Now, the function of the mitzvot regarding the mun is more clearly grasped. These laws demanded that the people act in a manner that expressed security in Hashem. They were commanded to collect only enough mun for the day. They were forbidden from hoarding the mun. They were commanded to collect a double portion on Friday and trust that it would not spoil over the course of the following day. Each and every one of these laws reinforced through action the ideas and attitudes the mun was designed to communicate. The people not only observed Hashem’s constant attention to their well-being. They also, acted in a manner that reinforced their acceptance of Hashem as their trusted provider. Through this process, the nation was provided the opportunity to gradually overcome its anxieties.[4]

1. Rabbaynu Shlomo ben Yitzchak (Rashi), Commentary on Sefer Shemot 16:8.
2. Rav Yisroel Chait, Shir al HaYam, YBT TTL #C-059.
3. Rav Aharon HaLeyve, Sefer HaChinuch, Mitzvah 16.

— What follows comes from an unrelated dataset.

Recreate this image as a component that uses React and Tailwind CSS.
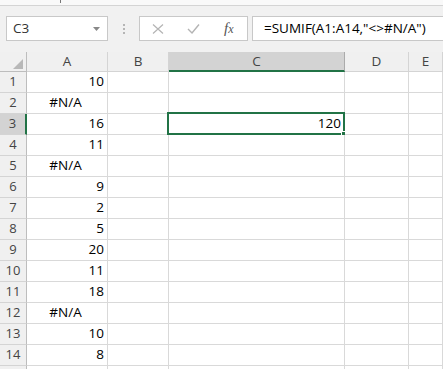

4. Rav Chait suggests an alternative explanation for the function of these laws. He explains that in order to cultivate within the nation a sense of security based upon its relationship with Hashem, it was necessary for Hashem to become a reality for them; the people must enter into a relationship with Hashem. This relationship is created through the observance of mitzvot and the study of their laws. The mitzvot and their laws reflect the wisdom of Hashem. Through Torah observance and study, we draw closer to Hashem and He becomes more real to us. He points out that in a preceding similar incident in Marah, Hashem responded to the nation’s fears through providing mitzvot and requiring their regular study. The Sages identify the mitzvot given at that time and they are not specifically related to the incident or related to issues of insecurity. This implies that the study and observance of mitzvot – any mitzvot – is helpful in nurturing a person’s sense of reliance upon Hashem and security. This is because through study and observance of mitzvot, Hashem becomes more real and a relationship is forged between Hashem and the person.